__Work instructions__.
Gather all lines with "this" from the records.

__Supplied entries__.
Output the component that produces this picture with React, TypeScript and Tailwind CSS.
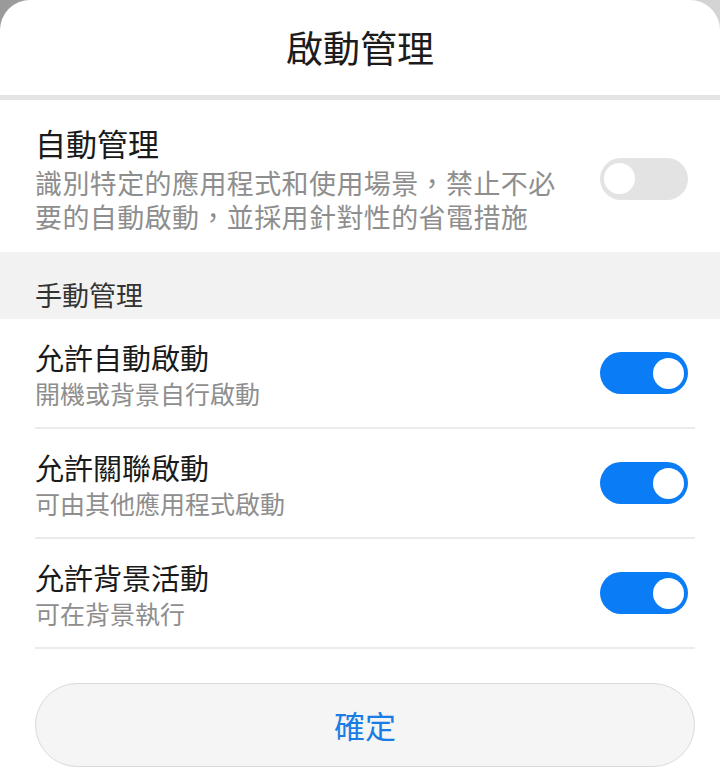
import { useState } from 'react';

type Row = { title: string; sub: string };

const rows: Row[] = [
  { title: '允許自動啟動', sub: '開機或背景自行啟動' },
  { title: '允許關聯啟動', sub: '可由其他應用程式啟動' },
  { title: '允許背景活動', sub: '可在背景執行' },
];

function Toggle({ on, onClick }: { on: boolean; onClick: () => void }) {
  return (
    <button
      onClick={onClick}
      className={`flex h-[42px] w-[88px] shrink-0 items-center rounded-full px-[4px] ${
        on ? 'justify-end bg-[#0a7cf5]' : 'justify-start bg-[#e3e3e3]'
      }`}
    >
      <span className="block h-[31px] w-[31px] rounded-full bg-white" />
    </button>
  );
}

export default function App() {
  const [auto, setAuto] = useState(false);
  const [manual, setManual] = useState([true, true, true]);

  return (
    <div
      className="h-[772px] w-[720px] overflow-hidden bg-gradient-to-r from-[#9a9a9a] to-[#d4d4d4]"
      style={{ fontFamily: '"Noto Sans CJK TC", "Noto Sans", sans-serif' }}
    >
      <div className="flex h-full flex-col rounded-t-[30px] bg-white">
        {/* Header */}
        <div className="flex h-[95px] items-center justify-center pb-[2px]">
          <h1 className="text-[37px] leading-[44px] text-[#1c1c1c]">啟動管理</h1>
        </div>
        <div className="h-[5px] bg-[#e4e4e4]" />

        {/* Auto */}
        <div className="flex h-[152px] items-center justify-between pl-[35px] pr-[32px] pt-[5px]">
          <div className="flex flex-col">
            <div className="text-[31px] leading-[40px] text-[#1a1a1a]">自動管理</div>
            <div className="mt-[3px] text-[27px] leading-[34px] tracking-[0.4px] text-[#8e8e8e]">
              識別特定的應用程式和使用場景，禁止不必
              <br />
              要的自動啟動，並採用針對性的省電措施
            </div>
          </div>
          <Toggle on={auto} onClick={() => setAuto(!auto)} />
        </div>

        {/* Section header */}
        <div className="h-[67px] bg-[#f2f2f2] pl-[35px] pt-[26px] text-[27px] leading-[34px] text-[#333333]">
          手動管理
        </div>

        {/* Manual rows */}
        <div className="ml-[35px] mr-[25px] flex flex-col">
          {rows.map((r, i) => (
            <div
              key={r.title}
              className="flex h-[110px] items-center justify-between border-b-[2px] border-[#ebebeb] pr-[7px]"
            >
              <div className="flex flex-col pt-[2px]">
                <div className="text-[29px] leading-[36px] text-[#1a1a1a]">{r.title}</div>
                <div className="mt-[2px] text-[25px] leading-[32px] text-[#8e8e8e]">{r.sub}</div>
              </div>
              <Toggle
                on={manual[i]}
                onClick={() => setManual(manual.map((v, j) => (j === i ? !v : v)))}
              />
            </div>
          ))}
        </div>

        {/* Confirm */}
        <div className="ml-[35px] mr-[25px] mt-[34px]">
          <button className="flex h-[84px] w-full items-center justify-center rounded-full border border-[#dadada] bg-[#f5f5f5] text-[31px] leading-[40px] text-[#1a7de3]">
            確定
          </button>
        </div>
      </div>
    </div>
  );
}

* * *

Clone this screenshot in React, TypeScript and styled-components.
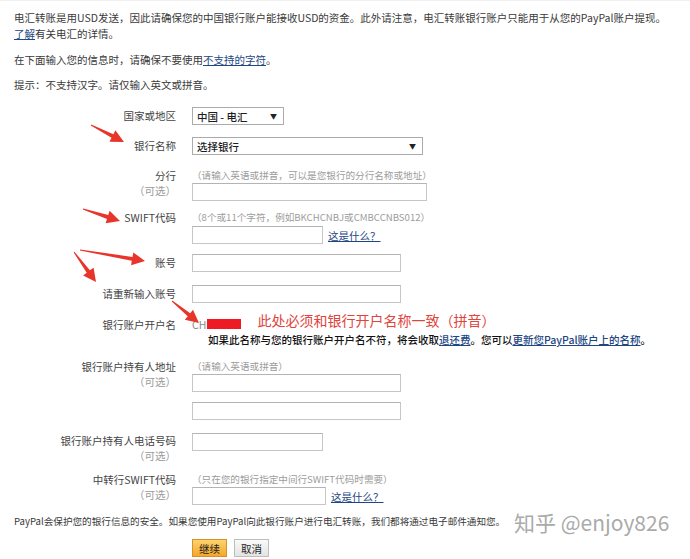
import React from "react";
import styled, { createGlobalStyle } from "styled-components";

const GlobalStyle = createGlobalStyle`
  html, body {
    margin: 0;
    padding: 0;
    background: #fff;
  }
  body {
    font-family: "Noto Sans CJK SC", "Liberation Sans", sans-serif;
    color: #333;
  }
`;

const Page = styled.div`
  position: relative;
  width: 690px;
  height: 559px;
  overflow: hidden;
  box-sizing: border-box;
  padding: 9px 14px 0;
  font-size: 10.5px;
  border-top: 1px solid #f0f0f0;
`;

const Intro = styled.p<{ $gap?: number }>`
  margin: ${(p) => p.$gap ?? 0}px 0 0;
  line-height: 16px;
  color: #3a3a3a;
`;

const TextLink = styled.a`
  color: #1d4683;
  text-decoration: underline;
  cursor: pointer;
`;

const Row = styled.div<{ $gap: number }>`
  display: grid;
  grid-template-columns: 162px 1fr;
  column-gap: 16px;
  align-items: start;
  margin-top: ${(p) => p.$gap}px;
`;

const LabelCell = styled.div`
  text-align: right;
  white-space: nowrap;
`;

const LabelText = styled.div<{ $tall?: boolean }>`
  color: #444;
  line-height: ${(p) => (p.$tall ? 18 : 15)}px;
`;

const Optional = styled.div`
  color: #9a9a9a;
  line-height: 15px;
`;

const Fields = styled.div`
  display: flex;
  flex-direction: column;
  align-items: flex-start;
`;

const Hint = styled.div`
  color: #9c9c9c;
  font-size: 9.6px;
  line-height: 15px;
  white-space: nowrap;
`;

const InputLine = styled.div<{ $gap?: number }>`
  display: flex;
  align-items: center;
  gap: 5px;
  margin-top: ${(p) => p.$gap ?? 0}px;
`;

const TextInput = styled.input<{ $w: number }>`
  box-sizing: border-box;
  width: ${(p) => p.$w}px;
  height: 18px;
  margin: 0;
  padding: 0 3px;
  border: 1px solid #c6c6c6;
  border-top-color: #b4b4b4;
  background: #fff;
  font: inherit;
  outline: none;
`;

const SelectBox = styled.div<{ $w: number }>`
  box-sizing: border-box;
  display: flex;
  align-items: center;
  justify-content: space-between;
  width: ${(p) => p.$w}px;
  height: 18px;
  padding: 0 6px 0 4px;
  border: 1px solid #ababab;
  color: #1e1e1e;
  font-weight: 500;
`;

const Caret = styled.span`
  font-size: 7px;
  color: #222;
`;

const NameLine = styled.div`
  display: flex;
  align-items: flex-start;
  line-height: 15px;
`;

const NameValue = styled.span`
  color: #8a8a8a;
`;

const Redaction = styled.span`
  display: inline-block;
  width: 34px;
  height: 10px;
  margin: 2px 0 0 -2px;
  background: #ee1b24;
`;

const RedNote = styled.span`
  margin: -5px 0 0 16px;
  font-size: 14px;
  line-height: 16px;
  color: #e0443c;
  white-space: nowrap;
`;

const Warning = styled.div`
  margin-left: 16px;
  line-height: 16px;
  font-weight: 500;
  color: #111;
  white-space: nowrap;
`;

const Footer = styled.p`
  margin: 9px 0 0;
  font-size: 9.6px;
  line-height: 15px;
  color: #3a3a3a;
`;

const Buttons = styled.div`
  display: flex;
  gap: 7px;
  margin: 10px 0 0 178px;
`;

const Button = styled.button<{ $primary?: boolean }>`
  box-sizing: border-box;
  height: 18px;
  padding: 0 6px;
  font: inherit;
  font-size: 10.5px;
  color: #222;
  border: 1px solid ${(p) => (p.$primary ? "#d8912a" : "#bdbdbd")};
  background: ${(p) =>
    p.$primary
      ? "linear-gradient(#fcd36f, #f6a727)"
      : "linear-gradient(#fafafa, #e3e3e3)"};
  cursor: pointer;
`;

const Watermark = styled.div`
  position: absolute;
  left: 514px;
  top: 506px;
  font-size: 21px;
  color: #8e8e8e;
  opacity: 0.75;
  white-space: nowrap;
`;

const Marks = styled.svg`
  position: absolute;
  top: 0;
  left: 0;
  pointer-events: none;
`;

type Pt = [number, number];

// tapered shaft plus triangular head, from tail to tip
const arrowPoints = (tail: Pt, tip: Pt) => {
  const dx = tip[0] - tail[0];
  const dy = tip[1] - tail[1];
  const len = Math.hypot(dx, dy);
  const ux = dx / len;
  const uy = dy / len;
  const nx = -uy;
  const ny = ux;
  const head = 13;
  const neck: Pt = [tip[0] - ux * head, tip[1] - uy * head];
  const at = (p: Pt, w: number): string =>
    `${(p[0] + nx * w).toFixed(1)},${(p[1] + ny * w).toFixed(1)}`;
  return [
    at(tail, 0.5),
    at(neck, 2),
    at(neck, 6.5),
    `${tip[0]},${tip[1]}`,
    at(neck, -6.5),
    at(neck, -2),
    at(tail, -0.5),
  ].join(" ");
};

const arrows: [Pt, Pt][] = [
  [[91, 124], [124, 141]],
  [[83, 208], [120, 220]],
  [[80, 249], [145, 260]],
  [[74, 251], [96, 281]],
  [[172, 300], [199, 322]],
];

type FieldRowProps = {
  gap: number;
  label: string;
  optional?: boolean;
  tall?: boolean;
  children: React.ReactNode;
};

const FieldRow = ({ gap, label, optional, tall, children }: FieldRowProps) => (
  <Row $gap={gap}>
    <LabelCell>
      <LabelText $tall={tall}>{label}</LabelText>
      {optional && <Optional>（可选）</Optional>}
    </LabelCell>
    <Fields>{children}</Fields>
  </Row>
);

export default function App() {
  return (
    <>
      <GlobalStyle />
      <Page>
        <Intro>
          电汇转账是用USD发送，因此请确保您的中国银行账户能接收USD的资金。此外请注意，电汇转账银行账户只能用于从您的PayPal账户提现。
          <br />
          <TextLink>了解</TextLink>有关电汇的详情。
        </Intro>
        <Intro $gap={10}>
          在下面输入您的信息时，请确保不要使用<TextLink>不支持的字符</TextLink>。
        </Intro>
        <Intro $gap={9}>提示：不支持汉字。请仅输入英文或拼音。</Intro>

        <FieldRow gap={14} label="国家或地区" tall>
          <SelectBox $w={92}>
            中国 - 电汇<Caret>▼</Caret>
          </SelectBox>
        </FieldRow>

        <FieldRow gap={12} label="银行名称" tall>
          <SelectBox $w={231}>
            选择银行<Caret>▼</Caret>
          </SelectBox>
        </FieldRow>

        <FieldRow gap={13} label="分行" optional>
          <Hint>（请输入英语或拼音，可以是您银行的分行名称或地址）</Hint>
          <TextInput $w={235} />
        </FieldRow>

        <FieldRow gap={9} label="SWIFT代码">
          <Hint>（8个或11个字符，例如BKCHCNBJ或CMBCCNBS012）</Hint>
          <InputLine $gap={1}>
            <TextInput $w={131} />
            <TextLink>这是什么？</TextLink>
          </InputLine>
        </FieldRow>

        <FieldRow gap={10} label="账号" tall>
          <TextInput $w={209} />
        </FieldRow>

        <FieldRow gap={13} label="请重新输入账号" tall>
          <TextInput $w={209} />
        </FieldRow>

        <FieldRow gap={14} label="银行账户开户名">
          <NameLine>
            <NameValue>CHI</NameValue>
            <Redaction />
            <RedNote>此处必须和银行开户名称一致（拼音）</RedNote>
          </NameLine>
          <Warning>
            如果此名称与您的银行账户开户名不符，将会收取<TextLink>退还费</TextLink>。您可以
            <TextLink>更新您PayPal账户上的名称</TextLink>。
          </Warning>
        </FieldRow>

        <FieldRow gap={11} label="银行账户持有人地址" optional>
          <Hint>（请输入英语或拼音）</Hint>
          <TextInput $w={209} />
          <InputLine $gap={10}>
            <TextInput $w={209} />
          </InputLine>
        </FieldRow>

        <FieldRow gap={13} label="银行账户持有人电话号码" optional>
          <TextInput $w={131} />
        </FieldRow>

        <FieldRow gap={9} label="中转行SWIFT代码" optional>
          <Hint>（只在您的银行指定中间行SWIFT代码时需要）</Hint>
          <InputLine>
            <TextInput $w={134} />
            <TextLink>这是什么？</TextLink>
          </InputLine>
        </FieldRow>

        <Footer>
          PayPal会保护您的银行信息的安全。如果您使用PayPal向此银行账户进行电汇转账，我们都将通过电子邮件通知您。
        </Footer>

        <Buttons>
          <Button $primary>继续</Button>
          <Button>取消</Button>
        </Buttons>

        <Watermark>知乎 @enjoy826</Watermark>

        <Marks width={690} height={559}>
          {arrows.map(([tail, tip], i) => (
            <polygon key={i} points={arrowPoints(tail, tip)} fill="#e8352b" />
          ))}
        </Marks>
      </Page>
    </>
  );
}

__Written answer__.
Output the component that produces this picture with React, TypeScript and Tailwind CSS.
Clone this screenshot in React, TypeScript and styled-components.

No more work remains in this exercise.